Apologies for what feels like such a newbie question, but I've failed to find useful information elsewhere.

I'm one of the ex-Broadcom developers who is still supporting Raspberry Pi, although I'm not employed by Pi Foundation or Trading. My aim is to open up that platform by exposing the CSI2 receiver block (and eventually parts of the ISP) via V4L2. The first use case would be for the Toshiba TC358743 HDMI to CSI2 converter, but it should be applicable to any of the other device drivers too. Sadly it probably won't be upstreamable as it will require the GPU to do most of the register poking to avoid potential IP issues (Broadcom not having released the docs for the relevant hardware blocks). In that regard it will be fairly similar to the existing V4L2 driver for the Pi camera.
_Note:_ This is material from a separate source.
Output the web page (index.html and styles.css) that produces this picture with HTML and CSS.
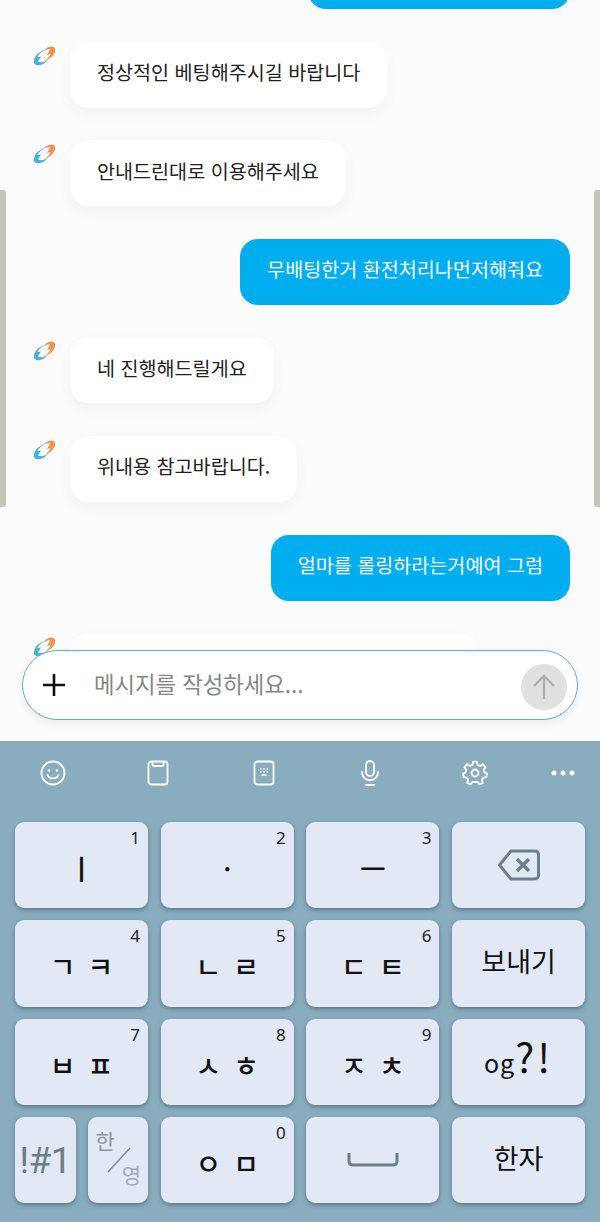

There is now the driver for the TC358743 in mainline, but my stumbling block is finding a useful example of how to actually use it. The commit text by Mats Randgaard says it was "tested on our hardware and all the implemented features works as expected", but I don't know what that hardware was or how it was used.
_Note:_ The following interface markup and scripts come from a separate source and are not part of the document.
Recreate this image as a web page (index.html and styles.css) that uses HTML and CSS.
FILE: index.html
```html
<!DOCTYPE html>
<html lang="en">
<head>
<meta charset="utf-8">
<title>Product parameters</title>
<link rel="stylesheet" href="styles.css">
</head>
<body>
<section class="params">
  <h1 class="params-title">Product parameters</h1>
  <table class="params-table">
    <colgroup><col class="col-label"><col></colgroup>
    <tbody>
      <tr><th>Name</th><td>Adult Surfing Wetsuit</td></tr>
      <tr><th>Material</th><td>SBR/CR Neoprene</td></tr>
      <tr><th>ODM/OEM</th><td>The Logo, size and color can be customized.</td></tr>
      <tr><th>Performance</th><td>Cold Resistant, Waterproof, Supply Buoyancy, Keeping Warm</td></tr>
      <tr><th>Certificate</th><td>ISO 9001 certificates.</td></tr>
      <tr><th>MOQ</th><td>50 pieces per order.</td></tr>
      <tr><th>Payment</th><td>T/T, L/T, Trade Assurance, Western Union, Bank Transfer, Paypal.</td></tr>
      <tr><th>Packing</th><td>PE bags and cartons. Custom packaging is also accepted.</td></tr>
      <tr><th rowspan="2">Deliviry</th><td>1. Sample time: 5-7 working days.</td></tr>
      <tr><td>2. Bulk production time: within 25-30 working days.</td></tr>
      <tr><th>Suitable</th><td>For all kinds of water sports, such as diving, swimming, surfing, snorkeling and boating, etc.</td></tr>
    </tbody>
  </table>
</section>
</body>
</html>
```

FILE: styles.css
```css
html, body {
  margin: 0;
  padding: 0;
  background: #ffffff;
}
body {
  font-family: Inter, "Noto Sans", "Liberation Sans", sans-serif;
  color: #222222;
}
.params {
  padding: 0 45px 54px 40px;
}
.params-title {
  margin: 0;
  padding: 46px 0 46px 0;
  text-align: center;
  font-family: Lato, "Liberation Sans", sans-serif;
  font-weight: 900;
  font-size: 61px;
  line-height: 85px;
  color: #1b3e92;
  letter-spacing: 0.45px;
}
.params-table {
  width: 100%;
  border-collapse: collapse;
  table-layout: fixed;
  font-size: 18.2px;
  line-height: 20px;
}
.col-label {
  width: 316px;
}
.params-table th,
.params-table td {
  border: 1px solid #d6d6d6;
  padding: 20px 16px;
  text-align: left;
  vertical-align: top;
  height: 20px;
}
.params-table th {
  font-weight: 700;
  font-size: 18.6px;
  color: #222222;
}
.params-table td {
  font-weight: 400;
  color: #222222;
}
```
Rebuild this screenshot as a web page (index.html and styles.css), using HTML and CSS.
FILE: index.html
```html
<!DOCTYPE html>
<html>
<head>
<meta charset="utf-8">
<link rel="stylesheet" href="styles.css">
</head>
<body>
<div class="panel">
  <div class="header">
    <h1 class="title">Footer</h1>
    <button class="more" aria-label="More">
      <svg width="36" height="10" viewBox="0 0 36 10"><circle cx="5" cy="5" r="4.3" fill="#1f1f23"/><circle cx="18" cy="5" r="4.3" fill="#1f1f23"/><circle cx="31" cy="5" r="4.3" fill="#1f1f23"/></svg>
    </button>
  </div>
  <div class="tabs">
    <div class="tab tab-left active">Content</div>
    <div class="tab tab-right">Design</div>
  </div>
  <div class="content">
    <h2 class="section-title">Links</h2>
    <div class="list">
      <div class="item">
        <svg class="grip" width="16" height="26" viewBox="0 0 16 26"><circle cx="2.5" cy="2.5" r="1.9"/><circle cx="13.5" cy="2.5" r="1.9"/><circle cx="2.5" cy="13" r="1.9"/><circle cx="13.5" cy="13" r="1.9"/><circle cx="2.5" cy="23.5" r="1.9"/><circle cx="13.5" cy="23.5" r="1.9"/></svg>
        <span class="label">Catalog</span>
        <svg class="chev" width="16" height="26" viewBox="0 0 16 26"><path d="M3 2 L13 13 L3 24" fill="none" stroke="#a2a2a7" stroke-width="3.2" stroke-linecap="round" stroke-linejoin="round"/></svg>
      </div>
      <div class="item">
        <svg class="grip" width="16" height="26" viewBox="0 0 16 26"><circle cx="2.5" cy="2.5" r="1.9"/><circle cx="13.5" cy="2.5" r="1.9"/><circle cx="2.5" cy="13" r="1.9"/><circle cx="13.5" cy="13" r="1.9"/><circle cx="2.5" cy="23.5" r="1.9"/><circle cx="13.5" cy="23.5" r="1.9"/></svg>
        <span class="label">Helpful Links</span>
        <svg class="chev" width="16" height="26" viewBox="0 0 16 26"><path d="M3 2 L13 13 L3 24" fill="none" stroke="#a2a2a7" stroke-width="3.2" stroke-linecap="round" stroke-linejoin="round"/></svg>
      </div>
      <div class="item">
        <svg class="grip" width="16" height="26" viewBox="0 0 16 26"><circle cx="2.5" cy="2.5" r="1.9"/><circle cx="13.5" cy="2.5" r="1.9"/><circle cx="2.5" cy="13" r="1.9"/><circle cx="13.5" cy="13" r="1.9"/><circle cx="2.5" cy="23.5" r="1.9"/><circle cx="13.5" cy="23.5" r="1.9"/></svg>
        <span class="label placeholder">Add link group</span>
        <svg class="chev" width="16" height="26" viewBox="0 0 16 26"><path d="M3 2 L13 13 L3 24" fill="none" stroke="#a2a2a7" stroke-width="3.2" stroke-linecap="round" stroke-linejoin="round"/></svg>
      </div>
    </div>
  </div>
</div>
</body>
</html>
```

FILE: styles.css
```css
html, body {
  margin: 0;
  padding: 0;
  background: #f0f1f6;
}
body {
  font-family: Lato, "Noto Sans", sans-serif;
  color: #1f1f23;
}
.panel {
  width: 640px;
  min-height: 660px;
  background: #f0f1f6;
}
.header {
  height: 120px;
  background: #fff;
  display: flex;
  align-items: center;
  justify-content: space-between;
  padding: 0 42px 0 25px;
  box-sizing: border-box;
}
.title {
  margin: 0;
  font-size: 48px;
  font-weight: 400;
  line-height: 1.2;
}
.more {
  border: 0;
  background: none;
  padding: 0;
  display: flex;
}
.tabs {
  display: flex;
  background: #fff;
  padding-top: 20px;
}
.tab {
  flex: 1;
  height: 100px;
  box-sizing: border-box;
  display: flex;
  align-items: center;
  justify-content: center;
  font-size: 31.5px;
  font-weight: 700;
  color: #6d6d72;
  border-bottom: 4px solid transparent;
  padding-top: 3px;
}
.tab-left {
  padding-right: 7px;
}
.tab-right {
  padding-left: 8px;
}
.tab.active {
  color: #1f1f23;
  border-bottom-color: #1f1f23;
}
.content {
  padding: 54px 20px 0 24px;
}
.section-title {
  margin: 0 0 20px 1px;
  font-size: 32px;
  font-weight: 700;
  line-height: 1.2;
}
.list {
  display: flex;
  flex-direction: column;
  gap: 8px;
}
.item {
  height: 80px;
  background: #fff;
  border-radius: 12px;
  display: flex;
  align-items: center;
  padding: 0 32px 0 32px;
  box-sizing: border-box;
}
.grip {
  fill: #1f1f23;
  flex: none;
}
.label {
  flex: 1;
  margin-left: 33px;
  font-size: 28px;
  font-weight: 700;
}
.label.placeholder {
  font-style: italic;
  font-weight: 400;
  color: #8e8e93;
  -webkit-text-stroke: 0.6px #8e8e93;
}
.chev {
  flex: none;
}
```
The media controller API seems to be part of the answer, but that seems to be a large overhead for an application to have to connect together multiple sub-devices when it is only interested in images out the back. Is there something that sets up default connections that I'm missing? Somewhere within device tree?

I have looked at the OMAP4 ISS driver as a vaguely similar device, but that seemingly covers the image processing pipe only, not hooking in to the sensor drivers.
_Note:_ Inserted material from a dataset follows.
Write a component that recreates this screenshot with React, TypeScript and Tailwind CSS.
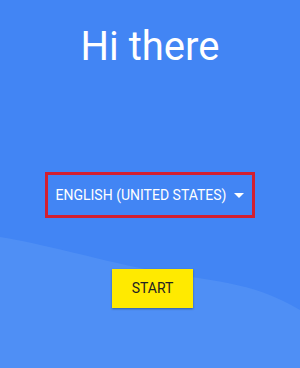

I've also got a slight challenge in that ideally I want the GPU to allocate the memory, and ARM map that memory (we already have a service to do that), but I can't see how that would fit in with the the existing videobuf modes. Any thoughts on how I might be able to support that? The existing V4L2 driver ends up doing a full copy of every buffer from GPU memory to ARM, which isn't great for performance. There may be an option to use contiguous memory and get the GPU to map that, but it's more involved as I don't believe the supporting code is on the Pi branch.

Any help much appreciated.

Thanks.
  Dave

PS If those involved in the TC358743 driver are reading, a couple of quick emails over the possibility of bringing the audio in over CSI2 rather than I2S would be appreciated. I can split out the relevant CSI2 ID stream, but have no idea how I would then feed that through the kernel to appear via ALSA.